Similarly, Soumya Das, a media professional from Kolkata, said he had never used a credit card earlier fearing that it would lead to overspending but the latest move forced him to make a big ticket purchase on credit card. He had promised to buy a smartphone for his daughter.
In Vasai, a surburb in Mumbai, a housemaid, Laxmi Bendre, used her debit card for the first time to make a purchase at a neighbourhood store for a product worth Rs 450. Laxmi and her husband together have two bank accounts.
Like the above mentioned examples, Business Line spoke to at least a dozen people from different parts and strata of the country to understand how they coped up with the sudden decision of the government, a move that is taken to wipe out blackmoney and counterfeit notes from the country. The Government's move, which left many in the country face a crisis like situation as ATMs and banks ran out of cash, has also been taken to encouraging people to open bank accounts and make digital transactions.
According to Innoviti Payment Solutions, a Bengaluru-based payment gateway company that processes transactions worth $2 billion annually, the initiative has led to a sharp spike in the usage of debit and credit card transactions in the last three days.
The company, which provides data on the online transactions, said that the usage of cards for transactions worth less than Rs 500, has increased by 65 per cent since the announcement that does not recognise Rs 500 and Rs 1000 notes as illegal tender any more. While debit card usage went up by 70 per cent, credit cards went up by 40 per cent.
A recent RBI data shows that the number of debit and credit card in the country as of September 30, 2016 is pegged at are at 754 million as of September 30, 2016 as against 625 million in the year-ago period in a country with population at 1.3 billion.

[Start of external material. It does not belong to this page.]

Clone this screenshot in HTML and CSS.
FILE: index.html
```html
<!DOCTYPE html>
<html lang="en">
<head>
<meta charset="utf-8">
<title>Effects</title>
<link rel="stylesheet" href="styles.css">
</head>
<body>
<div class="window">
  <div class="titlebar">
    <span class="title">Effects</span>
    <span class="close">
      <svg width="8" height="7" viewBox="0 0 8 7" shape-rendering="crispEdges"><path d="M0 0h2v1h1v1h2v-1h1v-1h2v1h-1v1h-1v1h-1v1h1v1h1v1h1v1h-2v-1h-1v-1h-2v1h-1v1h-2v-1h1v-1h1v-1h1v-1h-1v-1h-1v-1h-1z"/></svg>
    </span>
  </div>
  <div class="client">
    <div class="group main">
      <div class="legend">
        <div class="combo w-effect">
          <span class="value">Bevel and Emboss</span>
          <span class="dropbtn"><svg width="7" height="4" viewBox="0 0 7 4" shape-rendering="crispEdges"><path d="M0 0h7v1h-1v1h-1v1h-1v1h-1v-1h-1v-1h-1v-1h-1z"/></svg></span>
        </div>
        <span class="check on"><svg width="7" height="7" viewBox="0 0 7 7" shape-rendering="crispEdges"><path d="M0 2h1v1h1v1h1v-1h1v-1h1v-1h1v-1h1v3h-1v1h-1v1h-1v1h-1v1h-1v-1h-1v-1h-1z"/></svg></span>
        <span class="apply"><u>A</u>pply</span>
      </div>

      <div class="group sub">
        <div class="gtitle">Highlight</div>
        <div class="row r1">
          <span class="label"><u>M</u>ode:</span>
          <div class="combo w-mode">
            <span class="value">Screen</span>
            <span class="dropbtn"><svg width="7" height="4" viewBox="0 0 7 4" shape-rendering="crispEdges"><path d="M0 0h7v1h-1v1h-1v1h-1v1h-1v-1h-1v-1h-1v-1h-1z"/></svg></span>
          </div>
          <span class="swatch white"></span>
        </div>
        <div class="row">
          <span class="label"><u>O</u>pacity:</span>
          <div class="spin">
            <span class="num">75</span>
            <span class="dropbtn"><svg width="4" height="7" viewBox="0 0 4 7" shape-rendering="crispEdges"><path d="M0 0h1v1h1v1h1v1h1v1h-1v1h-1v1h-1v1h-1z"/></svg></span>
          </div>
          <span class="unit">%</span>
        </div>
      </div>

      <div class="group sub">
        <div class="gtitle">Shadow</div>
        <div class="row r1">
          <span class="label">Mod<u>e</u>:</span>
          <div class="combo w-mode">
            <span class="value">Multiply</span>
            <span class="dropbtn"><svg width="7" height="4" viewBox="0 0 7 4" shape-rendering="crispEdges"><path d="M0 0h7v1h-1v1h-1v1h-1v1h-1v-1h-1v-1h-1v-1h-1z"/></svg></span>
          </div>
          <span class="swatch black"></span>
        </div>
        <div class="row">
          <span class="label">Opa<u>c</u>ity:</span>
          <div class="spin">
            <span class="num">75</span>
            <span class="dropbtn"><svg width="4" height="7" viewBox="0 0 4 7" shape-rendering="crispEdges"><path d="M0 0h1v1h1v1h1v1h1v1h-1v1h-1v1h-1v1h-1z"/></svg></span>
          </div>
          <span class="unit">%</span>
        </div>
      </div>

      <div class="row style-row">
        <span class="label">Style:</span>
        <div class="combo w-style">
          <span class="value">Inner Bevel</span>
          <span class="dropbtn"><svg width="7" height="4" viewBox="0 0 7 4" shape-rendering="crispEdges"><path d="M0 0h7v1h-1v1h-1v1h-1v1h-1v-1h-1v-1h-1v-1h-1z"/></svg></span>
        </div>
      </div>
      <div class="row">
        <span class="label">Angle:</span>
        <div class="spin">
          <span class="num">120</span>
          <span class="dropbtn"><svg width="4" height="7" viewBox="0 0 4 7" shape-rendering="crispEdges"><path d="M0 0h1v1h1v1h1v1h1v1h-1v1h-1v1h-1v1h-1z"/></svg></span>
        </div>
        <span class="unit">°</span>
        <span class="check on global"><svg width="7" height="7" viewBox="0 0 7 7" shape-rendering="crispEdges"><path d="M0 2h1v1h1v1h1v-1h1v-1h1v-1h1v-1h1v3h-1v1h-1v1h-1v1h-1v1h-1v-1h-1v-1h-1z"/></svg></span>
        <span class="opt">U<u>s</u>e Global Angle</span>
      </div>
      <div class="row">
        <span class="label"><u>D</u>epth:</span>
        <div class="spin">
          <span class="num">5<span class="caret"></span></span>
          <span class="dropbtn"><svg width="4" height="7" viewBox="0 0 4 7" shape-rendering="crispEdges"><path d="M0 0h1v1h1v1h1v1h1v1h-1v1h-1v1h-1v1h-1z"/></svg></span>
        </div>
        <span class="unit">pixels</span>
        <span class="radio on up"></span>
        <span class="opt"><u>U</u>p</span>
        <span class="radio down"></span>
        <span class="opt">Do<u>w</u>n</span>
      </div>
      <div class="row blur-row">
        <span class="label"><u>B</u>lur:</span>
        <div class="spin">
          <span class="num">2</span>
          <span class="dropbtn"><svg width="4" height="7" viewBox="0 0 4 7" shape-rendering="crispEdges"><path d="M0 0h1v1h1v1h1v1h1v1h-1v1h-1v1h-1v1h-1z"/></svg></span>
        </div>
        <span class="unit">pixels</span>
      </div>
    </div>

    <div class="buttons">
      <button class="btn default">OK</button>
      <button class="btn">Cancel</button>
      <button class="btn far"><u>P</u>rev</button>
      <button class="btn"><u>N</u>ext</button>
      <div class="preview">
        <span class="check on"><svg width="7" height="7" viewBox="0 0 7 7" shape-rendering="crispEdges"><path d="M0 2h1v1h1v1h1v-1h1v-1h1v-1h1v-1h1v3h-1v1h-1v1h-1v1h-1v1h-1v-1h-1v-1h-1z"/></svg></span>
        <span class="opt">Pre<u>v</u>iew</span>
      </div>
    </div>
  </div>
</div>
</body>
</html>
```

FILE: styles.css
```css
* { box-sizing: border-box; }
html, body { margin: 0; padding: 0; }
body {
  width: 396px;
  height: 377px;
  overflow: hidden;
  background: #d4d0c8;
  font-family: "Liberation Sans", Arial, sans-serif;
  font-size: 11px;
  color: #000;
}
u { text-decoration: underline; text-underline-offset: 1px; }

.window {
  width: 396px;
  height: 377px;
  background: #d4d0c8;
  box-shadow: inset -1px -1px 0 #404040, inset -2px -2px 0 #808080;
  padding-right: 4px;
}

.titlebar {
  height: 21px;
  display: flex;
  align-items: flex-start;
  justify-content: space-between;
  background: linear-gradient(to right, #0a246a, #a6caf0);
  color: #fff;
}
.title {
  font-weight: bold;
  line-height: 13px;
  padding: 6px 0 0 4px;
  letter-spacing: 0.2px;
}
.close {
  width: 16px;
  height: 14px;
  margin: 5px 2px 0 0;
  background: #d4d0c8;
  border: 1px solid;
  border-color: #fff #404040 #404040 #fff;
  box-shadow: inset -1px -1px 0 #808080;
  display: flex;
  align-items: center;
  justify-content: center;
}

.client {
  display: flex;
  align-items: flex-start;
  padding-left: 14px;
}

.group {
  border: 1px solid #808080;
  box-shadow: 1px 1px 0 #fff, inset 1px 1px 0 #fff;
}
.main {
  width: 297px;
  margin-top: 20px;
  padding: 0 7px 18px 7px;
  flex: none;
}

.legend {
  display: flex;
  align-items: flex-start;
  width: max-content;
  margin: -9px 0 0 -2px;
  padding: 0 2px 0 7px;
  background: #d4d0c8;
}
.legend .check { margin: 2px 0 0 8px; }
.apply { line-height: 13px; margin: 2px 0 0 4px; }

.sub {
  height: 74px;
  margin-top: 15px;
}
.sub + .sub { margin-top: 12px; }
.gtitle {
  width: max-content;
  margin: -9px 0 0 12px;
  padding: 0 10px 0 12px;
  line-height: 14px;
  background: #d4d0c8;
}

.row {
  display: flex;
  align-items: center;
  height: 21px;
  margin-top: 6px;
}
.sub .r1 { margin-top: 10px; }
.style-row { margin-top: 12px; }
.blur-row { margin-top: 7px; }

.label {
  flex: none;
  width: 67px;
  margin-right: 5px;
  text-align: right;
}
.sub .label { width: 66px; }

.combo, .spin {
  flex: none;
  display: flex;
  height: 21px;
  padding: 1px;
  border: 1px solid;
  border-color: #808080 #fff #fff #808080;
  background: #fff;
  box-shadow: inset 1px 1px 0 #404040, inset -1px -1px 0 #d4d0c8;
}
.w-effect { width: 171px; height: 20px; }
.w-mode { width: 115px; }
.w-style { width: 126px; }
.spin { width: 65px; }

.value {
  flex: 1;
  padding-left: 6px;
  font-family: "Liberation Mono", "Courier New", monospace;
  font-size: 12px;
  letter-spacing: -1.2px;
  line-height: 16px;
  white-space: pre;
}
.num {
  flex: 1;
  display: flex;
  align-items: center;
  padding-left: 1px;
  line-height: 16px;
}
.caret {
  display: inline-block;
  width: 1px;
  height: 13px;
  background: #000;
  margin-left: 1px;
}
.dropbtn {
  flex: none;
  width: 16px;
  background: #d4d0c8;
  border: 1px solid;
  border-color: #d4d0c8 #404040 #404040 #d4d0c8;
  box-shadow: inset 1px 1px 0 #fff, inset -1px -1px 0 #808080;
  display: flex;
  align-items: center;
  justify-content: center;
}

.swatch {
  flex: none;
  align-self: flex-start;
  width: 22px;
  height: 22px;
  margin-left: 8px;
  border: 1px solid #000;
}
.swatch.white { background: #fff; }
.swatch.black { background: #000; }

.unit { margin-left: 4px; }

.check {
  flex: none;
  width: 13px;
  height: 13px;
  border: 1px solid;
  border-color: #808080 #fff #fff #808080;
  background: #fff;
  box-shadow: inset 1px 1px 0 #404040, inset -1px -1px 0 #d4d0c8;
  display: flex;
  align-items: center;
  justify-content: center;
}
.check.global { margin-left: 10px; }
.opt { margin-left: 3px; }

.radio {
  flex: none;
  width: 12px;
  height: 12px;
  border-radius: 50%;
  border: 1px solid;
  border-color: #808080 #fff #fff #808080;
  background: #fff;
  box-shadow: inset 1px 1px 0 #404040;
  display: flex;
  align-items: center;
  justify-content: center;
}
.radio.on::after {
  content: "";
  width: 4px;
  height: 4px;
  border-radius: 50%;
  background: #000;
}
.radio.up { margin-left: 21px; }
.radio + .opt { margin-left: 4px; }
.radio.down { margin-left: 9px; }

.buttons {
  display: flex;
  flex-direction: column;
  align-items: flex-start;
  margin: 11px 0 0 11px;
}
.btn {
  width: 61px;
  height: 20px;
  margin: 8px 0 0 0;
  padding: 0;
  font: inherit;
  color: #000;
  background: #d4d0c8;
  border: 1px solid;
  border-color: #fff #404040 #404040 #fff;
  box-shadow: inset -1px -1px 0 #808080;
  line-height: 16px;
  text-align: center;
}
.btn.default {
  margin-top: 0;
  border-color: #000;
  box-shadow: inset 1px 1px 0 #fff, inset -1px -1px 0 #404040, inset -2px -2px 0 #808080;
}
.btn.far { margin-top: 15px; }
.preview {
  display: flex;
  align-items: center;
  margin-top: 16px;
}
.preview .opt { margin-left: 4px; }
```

Of this the usage of debit cards at ATMs accounts for 88% while those at PoS terminals and online is a mere 12%. This is also because of patchy Internet and broadband connection in the small towns and rural areas of the country, which also explains why India is largely a cash driven economy at 90 per cent.

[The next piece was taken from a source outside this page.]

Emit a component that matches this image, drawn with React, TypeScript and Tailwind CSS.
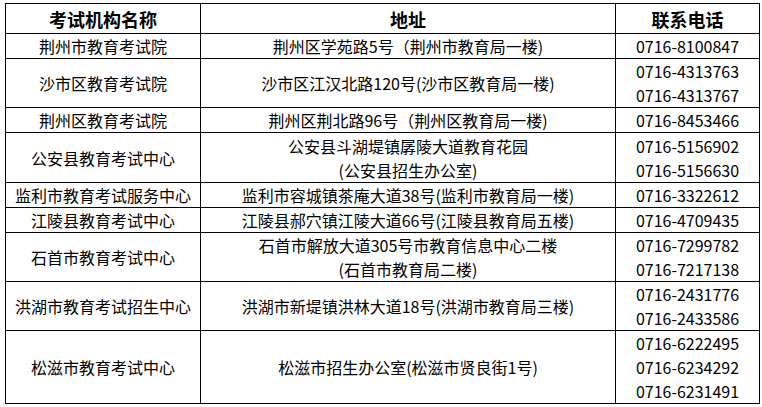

According to Innoviti data, people used cards to make payments for essential requirements mostly apart from those on entertainment and restaurants. Interestingly purchase of alcohol on cards went up by 190 per cent. The report also said that people postponed purchase categories with less gratification such as apparel and jewellery and further reduction is expected in these categories.
Rajeev Agrawal, CEO of Innoviti, in the report said that the overall transaction increased 65 per cent showing a significant shift to digital payments, especially cards. However, the average transaction size decreased by around 30 per cent, he said adding that the trend suggests a sharp increase in first time users, as they tend to make low ticket payments.
The data from Innoviti says, the number of online transactions of less than Rs 250 increased by 177 per cent and those above Rs 500 was about 75 per cent.
Several digital companies like MobiKwik, Oxigen, Paytm and Itzcash expect to do over 10 times growth in digital transactions by next year.
Abhay Doshi, Senior Vice President and Head-Digital Services Platform Business, Flytxt said that digital transactions, led by debit and credit cards, would also help bring in better visibility, transparency, scalability and accountability in the economy.